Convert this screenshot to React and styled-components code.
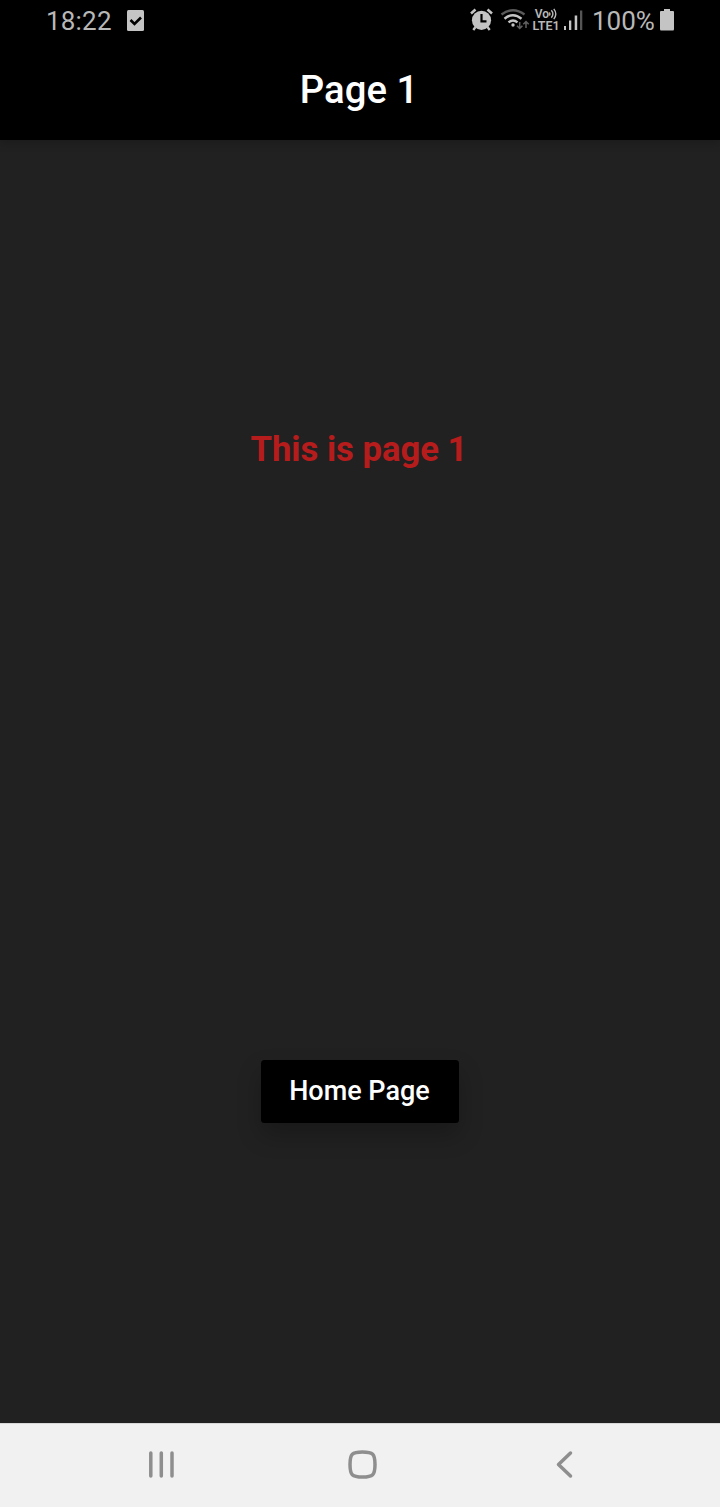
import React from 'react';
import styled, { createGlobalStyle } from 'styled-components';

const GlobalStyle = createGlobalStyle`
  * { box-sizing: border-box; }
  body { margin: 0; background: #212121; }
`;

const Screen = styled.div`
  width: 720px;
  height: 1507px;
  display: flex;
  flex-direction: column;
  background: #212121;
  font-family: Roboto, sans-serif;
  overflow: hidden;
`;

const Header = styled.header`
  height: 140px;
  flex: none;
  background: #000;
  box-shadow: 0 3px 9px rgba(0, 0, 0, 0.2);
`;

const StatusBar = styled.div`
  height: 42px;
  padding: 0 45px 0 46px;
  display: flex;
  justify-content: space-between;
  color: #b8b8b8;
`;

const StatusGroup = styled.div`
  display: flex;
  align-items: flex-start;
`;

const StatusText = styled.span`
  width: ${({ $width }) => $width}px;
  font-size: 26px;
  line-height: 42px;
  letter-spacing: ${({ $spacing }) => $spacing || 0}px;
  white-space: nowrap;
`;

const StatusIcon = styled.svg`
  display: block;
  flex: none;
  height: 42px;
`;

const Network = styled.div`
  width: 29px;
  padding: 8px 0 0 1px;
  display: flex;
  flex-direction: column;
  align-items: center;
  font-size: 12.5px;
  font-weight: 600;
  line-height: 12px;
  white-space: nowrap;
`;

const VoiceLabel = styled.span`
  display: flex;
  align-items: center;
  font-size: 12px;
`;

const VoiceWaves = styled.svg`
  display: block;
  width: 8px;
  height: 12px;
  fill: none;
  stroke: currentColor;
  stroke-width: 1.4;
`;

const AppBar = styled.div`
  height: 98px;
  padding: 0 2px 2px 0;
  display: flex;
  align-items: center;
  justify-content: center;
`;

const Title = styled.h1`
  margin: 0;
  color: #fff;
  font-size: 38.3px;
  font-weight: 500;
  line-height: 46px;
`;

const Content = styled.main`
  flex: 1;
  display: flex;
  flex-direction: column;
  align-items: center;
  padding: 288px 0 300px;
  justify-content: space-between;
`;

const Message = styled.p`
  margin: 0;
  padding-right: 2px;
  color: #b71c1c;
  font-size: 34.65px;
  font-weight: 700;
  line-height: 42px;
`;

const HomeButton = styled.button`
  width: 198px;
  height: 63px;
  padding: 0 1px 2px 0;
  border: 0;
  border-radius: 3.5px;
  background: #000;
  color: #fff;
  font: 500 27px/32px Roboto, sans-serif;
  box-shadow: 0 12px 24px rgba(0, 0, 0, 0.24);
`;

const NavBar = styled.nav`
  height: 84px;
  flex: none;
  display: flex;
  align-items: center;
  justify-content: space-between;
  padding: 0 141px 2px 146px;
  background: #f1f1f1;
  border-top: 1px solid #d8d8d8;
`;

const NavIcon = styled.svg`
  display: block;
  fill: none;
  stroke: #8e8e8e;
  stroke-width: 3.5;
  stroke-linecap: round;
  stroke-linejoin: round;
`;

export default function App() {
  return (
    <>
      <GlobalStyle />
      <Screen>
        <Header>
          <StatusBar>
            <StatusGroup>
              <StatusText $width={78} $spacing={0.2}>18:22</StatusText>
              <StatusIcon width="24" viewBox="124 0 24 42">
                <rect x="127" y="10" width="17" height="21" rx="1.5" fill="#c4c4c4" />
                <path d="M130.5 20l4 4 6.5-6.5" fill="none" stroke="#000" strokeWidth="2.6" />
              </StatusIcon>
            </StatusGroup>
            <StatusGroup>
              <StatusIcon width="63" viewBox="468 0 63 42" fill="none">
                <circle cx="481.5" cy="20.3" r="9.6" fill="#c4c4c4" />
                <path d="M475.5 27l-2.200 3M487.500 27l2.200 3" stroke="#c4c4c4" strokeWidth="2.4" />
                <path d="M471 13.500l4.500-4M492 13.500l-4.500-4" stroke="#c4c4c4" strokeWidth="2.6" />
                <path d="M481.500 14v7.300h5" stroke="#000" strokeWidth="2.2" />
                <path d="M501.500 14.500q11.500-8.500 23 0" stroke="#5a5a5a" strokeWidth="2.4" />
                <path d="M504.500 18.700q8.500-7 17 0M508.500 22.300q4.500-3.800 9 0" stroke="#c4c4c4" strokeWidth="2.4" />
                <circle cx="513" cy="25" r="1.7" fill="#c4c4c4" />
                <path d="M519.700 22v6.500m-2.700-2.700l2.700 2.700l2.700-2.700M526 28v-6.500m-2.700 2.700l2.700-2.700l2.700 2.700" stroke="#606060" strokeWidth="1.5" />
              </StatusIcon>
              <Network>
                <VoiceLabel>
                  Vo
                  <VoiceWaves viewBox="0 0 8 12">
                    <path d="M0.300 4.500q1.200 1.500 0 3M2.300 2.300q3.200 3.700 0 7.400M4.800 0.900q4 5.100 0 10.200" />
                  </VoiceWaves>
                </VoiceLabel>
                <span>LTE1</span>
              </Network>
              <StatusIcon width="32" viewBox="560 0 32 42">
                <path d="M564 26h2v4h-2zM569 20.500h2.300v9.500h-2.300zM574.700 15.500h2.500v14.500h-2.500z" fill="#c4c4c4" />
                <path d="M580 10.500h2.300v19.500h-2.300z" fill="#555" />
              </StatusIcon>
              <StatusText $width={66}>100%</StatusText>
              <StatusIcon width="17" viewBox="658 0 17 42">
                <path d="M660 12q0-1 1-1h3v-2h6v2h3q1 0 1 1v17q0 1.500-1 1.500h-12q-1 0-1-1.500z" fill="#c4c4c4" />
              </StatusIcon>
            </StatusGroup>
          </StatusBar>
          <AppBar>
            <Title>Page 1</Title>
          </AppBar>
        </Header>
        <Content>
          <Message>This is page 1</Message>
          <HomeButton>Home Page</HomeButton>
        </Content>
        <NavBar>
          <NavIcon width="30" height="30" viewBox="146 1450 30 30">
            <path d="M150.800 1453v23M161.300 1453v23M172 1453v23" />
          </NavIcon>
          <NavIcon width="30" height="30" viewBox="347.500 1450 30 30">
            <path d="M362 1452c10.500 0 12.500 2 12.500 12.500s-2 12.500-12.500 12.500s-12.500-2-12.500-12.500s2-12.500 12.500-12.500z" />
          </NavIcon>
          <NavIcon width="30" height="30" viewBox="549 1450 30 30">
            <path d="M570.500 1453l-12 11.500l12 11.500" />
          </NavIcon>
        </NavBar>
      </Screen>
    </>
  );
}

Job. Restate the entire listing word for word, excluding pictures.

Finished answer.
Convert this screenshot to React and styled-components code.
import React from 'react';
import styled, { createGlobalStyle } from 'styled-components';

const GlobalStyle = createGlobalStyle`
  * { box-sizing: border-box; }
  body { margin: 0; background: #212121; }
`;

const Screen = styled.div`
  width: 720px;
  height: 1507px;
  display: flex;
  flex-direction: column;
  background: #212121;
  font-family: Roboto, sans-serif;
  overflow: hidden;
`;

const Header = styled.header`
  height: 140px;
  flex: none;
  background: #000;
  box-shadow: 0 3px 9px rgba(0, 0, 0, 0.2);
`;

const StatusBar = styled.div`
  height: 42px;
  padding: 0 45px 0 46px;
  display: flex;
  justify-content: space-between;
  color: #b8b8b8;
`;

const StatusGroup = styled.div`
  display: flex;
  align-items: flex-start;
`;

const StatusText = styled.span`
  width: ${({ $width }) => $width}px;
  font-size: 26px;
  line-height: 42px;
  letter-spacing: ${({ $spacing }) => $spacing || 0}px;
  white-space: nowrap;
`;

const StatusIcon = styled.svg`
  display: block;
  flex: none;
  height: 42px;
`;

const Network = styled.div`
  width: 29px;
  padding: 8px 0 0 1px;
  display: flex;
  flex-direction: column;
  align-items: center;
  font-size: 12.5px;
  font-weight: 600;
  line-height: 12px;
  white-space: nowrap;
`;

const VoiceLabel = styled.span`
  display: flex;
  align-items: center;
  font-size: 12px;
`;

const VoiceWaves = styled.svg`
  display: block;
  width: 8px;
  height: 12px;
  fill: none;
  stroke: currentColor;
  stroke-width: 1.4;
`;

const AppBar = styled.div`
  height: 98px;
  padding: 0 2px 2px 0;
  display: flex;
  align-items: center;
  justify-content: center;
`;

const Title = styled.h1`
  margin: 0;
  color: #fff;
  font-size: 38.3px;
  font-weight: 500;
  line-height: 46px;
`;

const Content = styled.main`
  flex: 1;
  display: flex;
  flex-direction: column;
  align-items: center;
  padding: 288px 0 300px;
  justify-content: space-between;
`;

const Message = styled.p`
  margin: 0;
  padding-right: 2px;
  color: #b71c1c;
  font-size: 34.65px;
  font-weight: 700;
  line-height: 42px;
`;

const HomeButton = styled.button`
  width: 198px;
  height: 63px;
  padding: 0 1px 2px 0;
  border: 0;
  border-radius: 3.5px;
  background: #000;
  color: #fff;
  font: 500 27px/32px Roboto, sans-serif;
  box-shadow: 0 12px 24px rgba(0, 0, 0, 0.24);
`;

const NavBar = styled.nav`
  height: 84px;
  flex: none;
  display: flex;
  align-items: center;
  justify-content: space-between;
  padding: 0 141px 2px 146px;
  background: #f1f1f1;
  border-top: 1px solid #d8d8d8;
`;

const NavIcon = styled.svg`
  display: block;
  fill: none;
  stroke: #8e8e8e;
  stroke-width: 3.5;
  stroke-linecap: round;
  stroke-linejoin: round;
`;

export default function App() {
  return (
    <>
      <GlobalStyle />
      <Screen>
        <Header>
          <StatusBar>
            <StatusGroup>
              <StatusText $width={78} $spacing={0.2}>18:22</StatusText>
              <StatusIcon width="24" viewBox="124 0 24 42">
                <rect x="127" y="10" width="17" height="21" rx="1.5" fill="#c4c4c4" />
                <path d="M130.5 20l4 4 6.5-6.5" fill="none" stroke="#000" strokeWidth="2.6" />
              </StatusIcon>
            </StatusGroup>
            <StatusGroup>
              <StatusIcon width="63" viewBox="468 0 63 42" fill="none">
                <circle cx="481.5" cy="20.3" r="9.6" fill="#c4c4c4" />
                <path d="M475.5 27l-2.200 3M487.500 27l2.200 3" stroke="#c4c4c4" strokeWidth="2.4" />
                <path d="M471 13.500l4.500-4M492 13.500l-4.500-4" stroke="#c4c4c4" strokeWidth="2.6" />
                <path d="M481.500 14v7.300h5" stroke="#000" strokeWidth="2.2" />
                <path d="M501.500 14.500q11.500-8.500 23 0" stroke="#5a5a5a" strokeWidth="2.4" />
                <path d="M504.500 18.700q8.500-7 17 0M508.500 22.300q4.500-3.800 9 0" stroke="#c4c4c4" strokeWidth="2.4" />
                <circle cx="513" cy="25" r="1.7" fill="#c4c4c4" />
                <path d="M519.700 22v6.500m-2.700-2.700l2.700 2.700l2.700-2.700M526 28v-6.500m-2.700 2.700l2.700-2.700l2.700 2.700" stroke="#606060" strokeWidth="1.5" />
              </StatusIcon>
              <Network>
                <VoiceLabel>
                  Vo
                  <VoiceWaves viewBox="0 0 8 12">
                    <path d="M0.300 4.500q1.200 1.500 0 3M2.300 2.300q3.200 3.700 0 7.400M4.800 0.900q4 5.100 0 10.200" />
                  </VoiceWaves>
                </VoiceLabel>
                <span>LTE1</span>
              </Network>
              <StatusIcon width="32" viewBox="560 0 32 42">
                <path d="M564 26h2v4h-2zM569 20.500h2.300v9.500h-2.300zM574.700 15.500h2.500v14.500h-2.500z" fill="#c4c4c4" />
                <path d="M580 10.500h2.300v19.500h-2.300z" fill="#555" />
              </StatusIcon>
              <StatusText $width={66}>100%</StatusText>
              <StatusIcon width="17" viewBox="658 0 17 42">
                <path d="M660 12q0-1 1-1h3v-2h6v2h3q1 0 1 1v17q0 1.500-1 1.500h-12q-1 0-1-1.500z" fill="#c4c4c4" />
              </StatusIcon>
            </StatusGroup>
          </StatusBar>
          <AppBar>
            <Title>Page 1</Title>
          </AppBar>
        </Header>
        <Content>
          <Message>This is page 1</Message>
          <HomeButton>Home Page</HomeButton>
        </Content>
        <NavBar>
          <NavIcon width="30" height="30" viewBox="146 1450 30 30">
            <path d="M150.800 1453v23M161.300 1453v23M172 1453v23" />
          </NavIcon>
          <NavIcon width="30" height="30" viewBox="347.500 1450 30 30">
            <path d="M362 1452c10.500 0 12.500 2 12.500 12.500s-2 12.500-12.500 12.500s-12.500-2-12.500-12.500s2-12.500 12.500-12.500z" />
          </NavIcon>
          <NavIcon width="30" height="30" viewBox="549 1450 30 30">
            <path d="M570.500 1453l-12 11.500l12 11.500" />
          </NavIcon>
        </NavBar>
      </Screen>
    </>
  );
}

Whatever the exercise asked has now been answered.